Genetically modified organisms are controversial and restricted in many countries. As an alternative, Goggin is considering two potential methods of coating the seeds with a peptide layer. Seed coating may offer improved nematode and disease resistance during the critical early stages of plant growth, she said. One method under investigation is to artificially synthesize peptides for seed coatings. She also is researching multiple ways to reduce the relatively high cost of synthesizing propeptides.
“This offers a non-GMO alternative that can be used with any crop variety a grower prefers,” Goggin said.
Another method under investigation is to engineer beneficial rhizobacteria to synthesize the peptides and to apply the bacteria as a biocontrol seed. These root-associated bacteria form symbiotic relationships with many plants, including soybeans.
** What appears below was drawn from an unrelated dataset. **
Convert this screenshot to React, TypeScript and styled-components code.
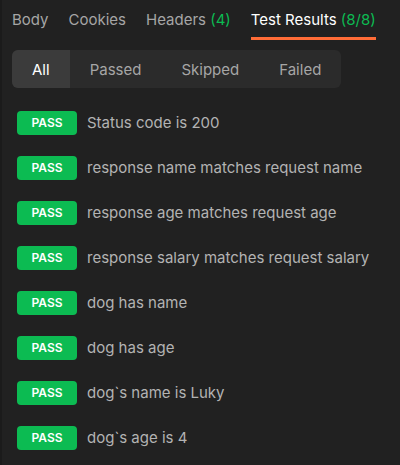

“The rhizobacteria offer a less costly way to produce than synthetic propeptides,” Goggin said. “They also can offer resistance to other soilborne diseases that affect crop seeds and seedlings.”
Two of Goggin’s out-of-state co-investigators — Cynthia Gleason at Washington State University and Lei Zhang at Purdue University — are working out a bacterial delivery system to use the rhizobacteria as a biological control agent. Goggin said her research team would test each approach’s effects on infection by nematodes and economically harmful pathogens.
“We will also more broadly assess the effects of these treatments on soil health or the balance between pathogenic and beneficial microbes in the soil,” she said.
They also will test the effects of each approach on plant growth, health, and yields, Goggin said.
“If PEPs prove useful for crop protection in soybean, our results could, in the future, be extended to many other crops because these signaling compounds are found in a wide range of plant species,” Goggin said. “This research seeks to enable biologically based pest management, which enhances our agricultural economy while also contributing to food safety and environmental protection.”